SURVEY - DERIVATIVES: Market participants react to regulatory straitjacket: REGULATION by Rebecca Bream: Markets fear too much regulatory scrutiny will hamper product innovation
Financial Times, Sep 25, 2001 By REBECCA BREAM
As afast-growing and little-understood market, derivatives have attracted much attention from regulators and prompted discussion about how investors can be protected. Derivative products generate concerns that as well as individual buyers, whole banks or even the financial system could be at risk in some way from irresponsible and undisclosed leveraged speculations.
The debate between marketeers and regulators and other concerned parties has been particularly fierce in the credit derivatives market. Earlier this year Bank of England deputy governor David Clementi warned in a speech about credit derivatives that "these instruments might equally be used to concentrate risk as to disperse it".
Bankers have been eager to rehabilitate the reputation of their business. "The premise has been that banks would use credit default swaps to take large exposures to single name credits, and that this would be able to be hidden," says Sanjeev Gupta, head of developed markets credit derivatives at CSFB. "This has not happened; in fact, banks already take larger exposures through the loan market."
The derivatives market has been affected by several new regulatory decisions in recent years. In the US the Financial Accounting Standards Board several years ago introduced FAS 133, a rule that requires companies to disclose all their derivative market positions when they publish their results.
FAS 133 was greeted with much trepidation by most US companies, and some bankers predicted that there could be less corporate use of derivatives because of the extra accounting work involved or the fear that losses in the markets would be revealed.
However, now that FAS 133 is accepted as a standard, the impact is less clear and there has not been a marked drop in companies' use of derivatives. Some maintain that FAS 133 is leading to greater confidence in derivative products precisely because of the stricter regulation, making the market easier to understand.
The Basle Accord on banking regulation is also set to affect the market, especially in credit derivatives. While credit derivatives can reduce the amount of bank capital that must be set aside for each debt holding, the Basle recommendations include a formula known as the 'W' factor to determine how much capital a bank must reserve.
The Basle committee contends that credit derivatives are riskier than other risk management tools and so more bank capital should be required. But bankers accuse the regulators of trying to stifle innovation in the market. The International Swaps and Derivatives Association (ISDA), is currently consulting market participants and hopes that the issue will be resolved by the end of the year.

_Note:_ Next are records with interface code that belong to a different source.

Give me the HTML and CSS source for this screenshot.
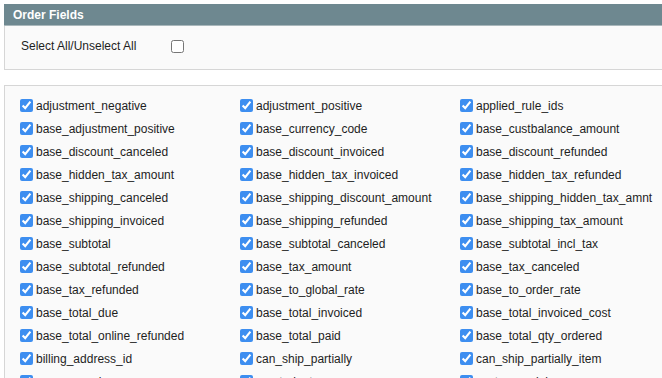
FILE: index.html
```html
<!DOCTYPE html>
<html lang="en">
  <head>
    <meta charset="UTF-8" />
    <meta name="viewport" content="width=device-width, initial-scale=1.0" />
    <title>Order Fields</title>
    <link rel="stylesheet" href="styles.css">
  </head>
  <body>
    <div class="section">
      <div class="section-head">Order Fields</div>
      <div class="panel select-all">
        <label class="select-label" for="toggle-all">Select All/Unselect All</label>
        <input type="checkbox" id="toggle-all" class="toggle" />
      </div>
      <div class="panel fields"></div>
    </div>

    <script>
      const FIELDS = [
        "adjustment_negative", "adjustment_positive", "applied_rule_ids",
        "base_adjustment_positive", "base_currency_code", "base_custbalance_amount",
        "base_discount_canceled", "base_discount_invoiced", "base_discount_refunded",
        "base_hidden_tax_amount", "base_hidden_tax_invoiced", "base_hidden_tax_refunded",
        "base_shipping_canceled", "base_shipping_discount_amount", "base_shipping_hidden_tax_amnt",
        "base_shipping_invoiced", "base_shipping_refunded", "base_shipping_tax_amount",
        "base_subtotal", "base_subtotal_canceled", "base_subtotal_incl_tax",
        "base_subtotal_refunded", "base_tax_amount", "base_tax_canceled",
        "base_tax_refunded", "base_to_global_rate", "base_to_order_rate",
        "base_total_due", "base_total_invoiced", "base_total_invoiced_cost",
        "base_total_online_refunded", "base_total_paid", "base_total_qty_ordered",
        "billing_address_id", "can_ship_partially", "can_ship_partially_item",
        "coupon_code", "created_at", "customer_dob",
      ];

      const $fields = document.querySelector(".fields");

      FIELDS.forEach((name) => {
        const $item = document.createElement("label");
        $item.className = "field";
        $item.innerHTML = `<input type="checkbox" checked /><span>${name}</span>`;
        $fields.appendChild($item);
      });

      document.querySelector(".toggle").addEventListener("change", (e) => {
        $fields.querySelectorAll("input").forEach(($box) => {
          $box.checked = e.target.checked;
        });
      });
    </script>
  </body>
</html>
```

FILE: styles.css
```css
* {
  padding: 0;
  margin: 0;
  box-sizing: border-box;
}
body {
  height: 100vh;
  overflow: hidden;
  padding: 4px 0 0 4px;
  font-family: "Liberation Sans", Arial, sans-serif;
  font-size: 12px;
  color: #1e1e1e;
  background: #fff;
}
.section {
  width: 700px;
}
.section-head {
  height: 22px;
  line-height: 22px;
  padding-left: 9px;
  background: #6e8890;
  color: #fff;
  font-weight: bold;
  font-size: 12px;
  border-bottom: 1px solid #a9b7bb;
}
.panel {
  background: #fafafa;
  border-left: 1px solid #d6d6d6;
}
.select-all {
  display: flex;
  align-items: center;
  height: 44px;
  padding: 0 0 3px 16px;
  border-bottom: 1px solid #d6d6d6;
}
.select-label {
  width: 150px;
  font-size: 12px;
}
input[type="checkbox"] {
  width: 13px;
  height: 13px;
  margin: 0;
  accent-color: #3d8ef0;
}
.toggle {
  margin-top: 2px;
}
.fields {
  display: grid;
  grid-template-columns: repeat(3, 220px);
  grid-auto-rows: 23px;
  margin-top: 15px;
  padding: 8px 0 0 15px;
  border-top: 1px solid #d6d6d6;
}
.field {
  display: flex;
  align-items: center;
  gap: 3px;
}
.field span {
  line-height: 14px;
}
```
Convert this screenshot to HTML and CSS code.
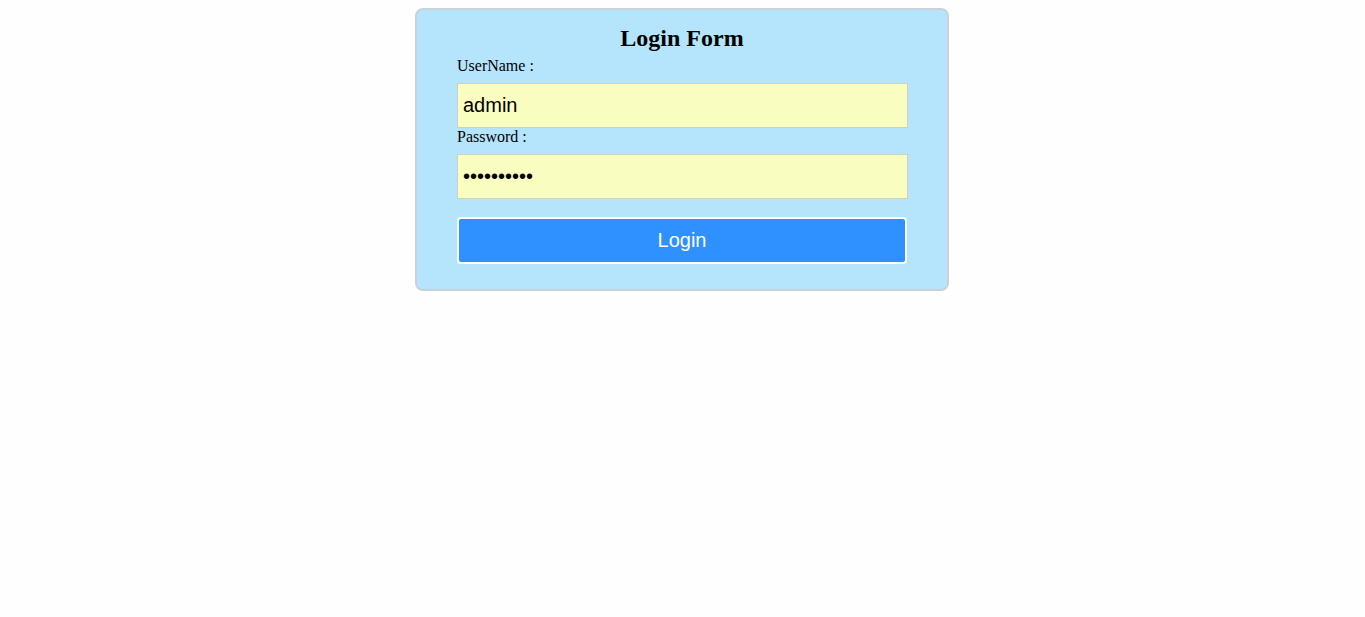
FILE: index.html
```html
<!DOCTYPE html>
<html>
<head>
<meta charset="utf-8">
<title>Login Form</title>
<link rel="stylesheet" href="styles.css">
</head>
<body>
<form class="card">
  <h2 class="title">Login Form</h2>
  <label class="label" for="user">UserName :</label>
  <input class="field" id="user" type="text" value="admin">
  <label class="label" for="pass">Password :</label>
  <input class="field" id="pass" type="password" value="adminpass1">
  <button class="btn" type="button">Login</button>
</form>
</body>
</html>
```

FILE: styles.css
```css
body {
  margin: 8px 9px 8px 8px;
  background: #fefefe;
  font-family: "Liberation Serif", "Times New Roman", serif;
}

.card {
  box-sizing: content-box;
  width: 450px;
  margin: 0 auto;
  padding: 14px 40px 25px;
  background: #b5e5fd;
  border: 2px solid #c8d2da;
  border-radius: 8px;
  display: flex;
  flex-direction: column;
}

.title {
  margin: 0;
  font-size: 24px;
  line-height: 28px;
  font-weight: bold;
  text-align: center;
  color: #000;
}

.label {
  display: block;
  margin-top: 5px;
  font-size: 16px;
  line-height: 18px;
  color: #000;
}

.field + .label {
  margin-top: 0;
}

.field {
  box-sizing: border-box;
  width: 451px;
  height: 45px;
  margin: 8px 0 0;
  padding: 0 5px;
  border: 1px solid #cfcfc0;
  background: #f9fdc0;
  font-family: "Liberation Sans", Arial, sans-serif;
  font-size: 20px;
  color: #000;
  outline: none;
}

.btn {
  box-sizing: border-box;
  width: 450px;
  height: 47px;
  margin-top: 18px;
  border: 2px solid #ffffff;
  border-radius: 4px;
  background: #2f90ff;
  color: #ffffff;
  font-family: "Liberation Sans", Arial, sans-serif;
  font-size: 20px;
  cursor: pointer;
}
```
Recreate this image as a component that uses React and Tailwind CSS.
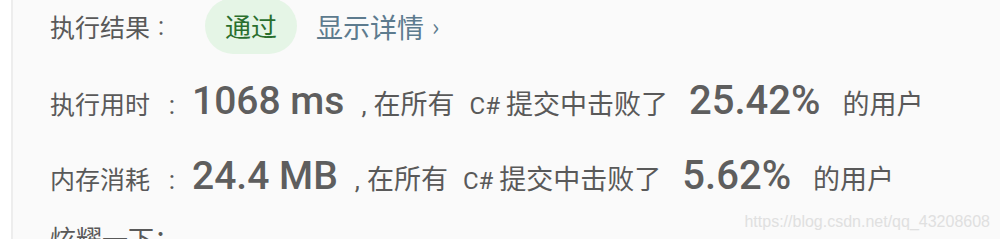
export default function App() {
  const cjk = { fontFamily: '"Noto Sans CJK SC", "Noto Sans", sans-serif' }
  const num = { fontFamily: 'Roboto, "Noto Sans", sans-serif' }

  const stats = [
    { label: '执行用时', value: '1068 ms', pct: '25.42%' },
    { label: '内存消耗', value: '24.4 MB', pct: '5.62%' },
  ]

  return (
    <div className="relative flex h-[239px] w-[1000px] overflow-hidden bg-white" style={cjk}>
      {/* left gutter */}
      <div className="w-[13px] shrink-0 bg-white border-r-2 border-[#ededed]" />

      <div className="flex-1 bg-[#fafafa] pl-[37px] text-[#595959]">
        {/* result row */}
        <div className="flex h-[52px] items-center leading-none">
          <span className="text-[25px]">执行结果</span>
          <span className="ml-[5px] w-[12px] text-center text-[25px]" style={num}>:</span>
          <span className="ml-[38px] flex h-[56px] w-[92px] items-center justify-center rounded-full bg-[#e5f5e6] text-[26px] text-[#2b6f2e]">
            通过
          </span>
          <span className="ml-[19px] flex items-center text-[27px] text-[#5d7b8e]">
            显示详情
            <span className="ml-[8px] text-[24px]">›</span>
          </span>
        </div>

        {/* stat rows */}
        <div className="mt-[11px]">
          {stats.map((s) => (
            <div key={s.label} className="flex h-[75px] items-center">
              <div className="flex items-baseline text-[27px]">
                <span className="text-[25px]">{s.label}</span>
                <span className="ml-[16px] w-[12px] text-center text-[26px]" style={num}>:</span>
                <span className="ml-[14px] text-[39px] font-medium text-[#5e5e5e]" style={num}>
                  {s.value}
                </span>
                <span className="ml-[17px] text-[26px]" style={num}>,</span>
                <span className="ml-[7px]">在所有</span>
                <span className="ml-[15px] text-[24px]" style={num}>C#</span>
                <span className="ml-[6px]">提交中击败了</span>
                <span className="ml-[21px] text-[40px] font-medium text-[#5e5e5e]" style={num}>
                  {s.pct}
                </span>
                <span className="ml-[22px]">的用户</span>
              </div>
            </div>
          ))}
        </div>

        <div className="pt-[12px] text-[26px] leading-none">炫耀一下：</div>
      </div>

      {/* watermark */}
      <div
        className="pointer-events-none absolute bottom-[5px] right-[10px] text-[16px] text-[#e0e0e0]"
        style={{ fontFamily: '"Liberation Sans", Arial, sans-serif' }}
      >
        https://blog.csdn.net/qq_43208608
      </div>
    </div>
  )
}
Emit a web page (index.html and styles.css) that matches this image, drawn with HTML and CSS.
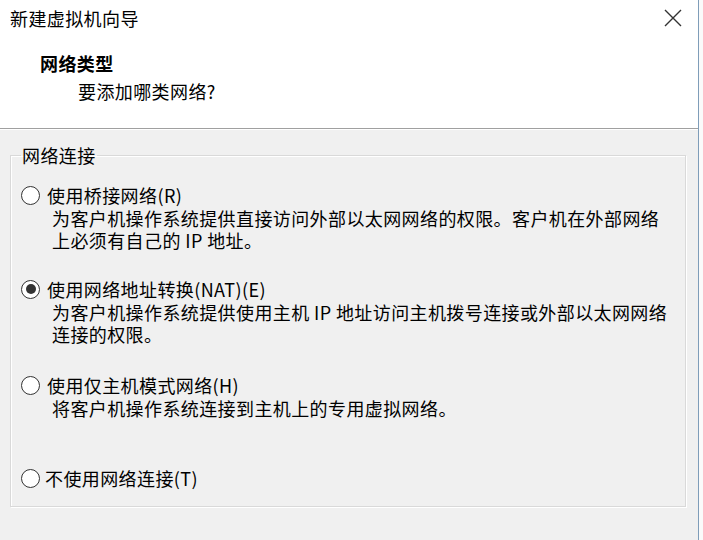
FILE: index.html
```html
<!DOCTYPE html>
<html lang="zh-CN">
<head>
    <meta charset="UTF-8">
    <title>新建虚拟机向导</title>
    <link rel="stylesheet" href="styles.css">
</head>
<body>
    <div class="window">
        <div class="header">
            <div class="titlebar">
                <span class="title">新建虚拟机向导</span>
                <svg class="close" width="18" height="18" viewBox="0 0 18 18">
                    <path d="M1 1 L17 17 M17 1 L1 17" stroke="#333" stroke-width="1.4" fill="none"/>
                </svg>
            </div>
            <div class="heading">网络类型</div>
            <div class="subheading">要添加哪类网络?</div>
        </div>

        <div class="content">
            <fieldset class="group">
                <legend>网络连接</legend>

                <div class="option">
                    <div class="option-row"><span class="radio"></span>使用桥接网络(R)</div>
                    <div class="option-desc">为客户机操作系统提供直接访问外部以太网网络的权限。客户机在外部网络<br>上必须有自己的 IP 地址。</div>
                </div>

                <div class="option">
                    <div class="option-row"><span class="radio checked"></span>使用网络地址转换(NAT)(E)</div>
                    <div class="option-desc">为客户机操作系统提供使用主机 IP 地址访问主机拨号连接或外部以太网网络<br>连接的权限。</div>
                </div>

                <div class="option option-host">
                    <div class="option-row"><span class="radio"></span>使用仅主机模式网络(H)</div>
                    <div class="option-desc">将客户机操作系统连接到主机上的专用虚拟网络。</div>
                </div>

                <div class="option option-none">
                    <div class="option-row tight"><span class="radio"></span>不使用网络连接(T)</div>
                </div>
            </fieldset>
        </div>
    </div>
</body>
</html>
```

FILE: styles.css
```css
html, body {
    margin: 0;
    padding: 0;
    background-color: #fafafa;
}
body {
    font-family: "Noto Sans CJK SC", "Noto Sans", sans-serif;
    font-size: 18px;
    letter-spacing: 0.4px;
    color: #000;
}
.window {
    width: 698px;
    height: 540px;
    border-right: 1px solid #7f9db9;
    background-color: #f0f0f0;
    overflow: hidden;
}
.header {
    height: 128px;
    background-color: #fff;
    border-bottom: 1px solid #a0a0a0;
    box-sizing: border-box;
    height: 129px;
}
.titlebar {
    display: flex;
    justify-content: space-between;
    align-items: center;
    padding: 6px 16px 0 10px;
    line-height: 24px;
}
.close {
    display: block;
}
.heading {
    margin: 21px 0 0 40px;
    line-height: 24px;
    font-weight: 700;
}
.subheading {
    margin: 4px 0 0 78px;
    line-height: 24px;
}
.content {
    border-top: 1px solid #fff;
    padding: 14px 12px 0 10px;
}
.group {
    margin: 0;
    padding: 0 0 17px 10px;
    border: 1px solid #d9d9d9;
    box-shadow: inset 1px 1px 0 #fff, 1px 1px 0 #fff;
}
.group legend {
    padding: 0 1px;
    line-height: 22px;
}
.option {
    margin-top: 27px;
}
.option:first-of-type {
    margin-top: 18px;
}
.option-host {
    margin-top: 29px;
}
.option-none {
    margin-top: 48px;
}
.option-row {
    display: flex;
    align-items: center;
    gap: 7px;
    line-height: 22px;
}
.option-row.tight {
    gap: 5px;
}
.option-desc {
    margin: 1px 0 0 31px;
    line-height: 22px;
}
.radio {
    width: 17px;
    height: 17px;
    border: 1.5px solid #333;
    border-radius: 50%;
    background-color: #fff;
    display: flex;
    align-items: center;
    justify-content: center;
    flex-shrink: 0;
}
.radio.checked::after {
    content: "";
    width: 10px;
    height: 10px;
    border-radius: 50%;
    background-color: #333;
}
```
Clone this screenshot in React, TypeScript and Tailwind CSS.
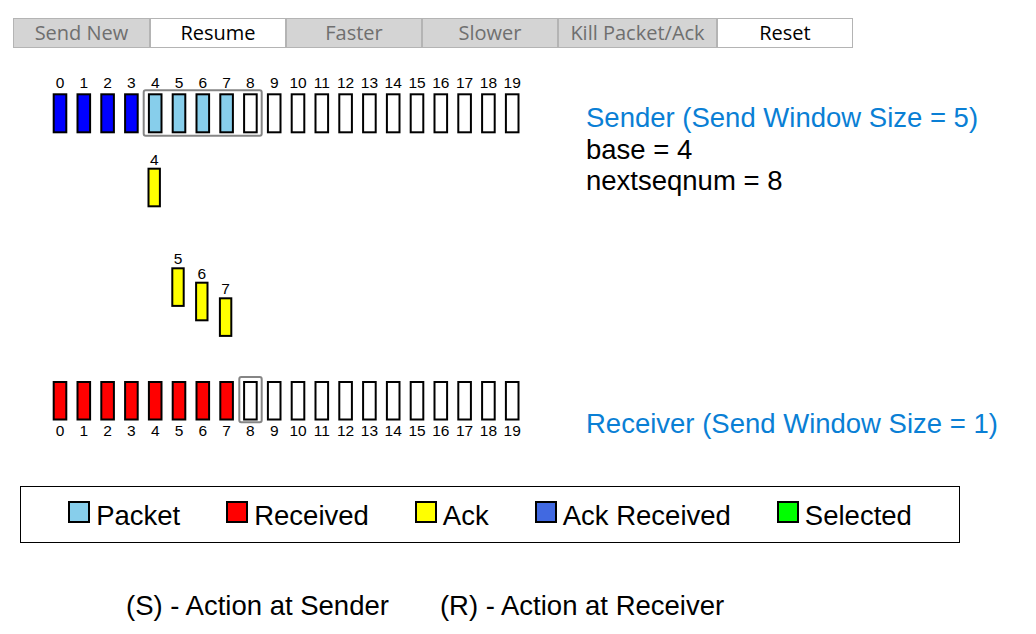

But the biggest issue in the credit default swap market, contracts that are written on individual, mainly investment grade corporate debtors, is that of standardising documentation. Default swaps are rarely triggered, although default and debt restructurings are becoming more common as the world economy weakens. However, recent cases have ended in dispute about whether contracts should be triggered by restructurings as well as defaults, and how contracts should be settled in the event of a pay-out.
"In 1999, ISDA introduced a default swap contract which became the market standard. Prior to that, contracts were agreed on a bilateral basis and so there were often differences in the terms," says Robert Heathcote, European head of credit derivatives at Goldman Sachs. "Since then, there have been refinements in the contract and it is an ongoing process."
ISDA has now introduced revised definitions of what constitutes a negative credit event, and has restricted the sort of debt that can be delivered to the protection seller at par. Protection buyers now choose what level of protection they want to pay for, with default swaps offering features trading at different prices in the secondary market.
"It is inevitable that not all products traded will carry the same level of protection," says Richard Williams, head of credit derivatives at Abbey National. "If you try to force everyone to trade everything in the same way, there would be very few opportunities in the market."
The next issue for the credit derivative market to iron out is the so-called 'successor issue', regarding what happens to the value of credit derivatives when the company they refer to is broken up or restructured.
ISDA expects to reach a conclusion later this year. "No matter how much ISDA refines the contracts, there will always be situations where credit derivative traders will require intensive legal support to interpret credit derivative contracts," says Tim Frost, head of European credit derivatives at JP Morgan.
Although differences of opinions may be natural, bankers are keen to avoid ugly lawsuits between banks or flat refusals to pay-out.
"It is in the market's interests to agree a standard practice so it does not get caught in a gridlock," says Arne Groes, head of credit derivatives at ABN Amro.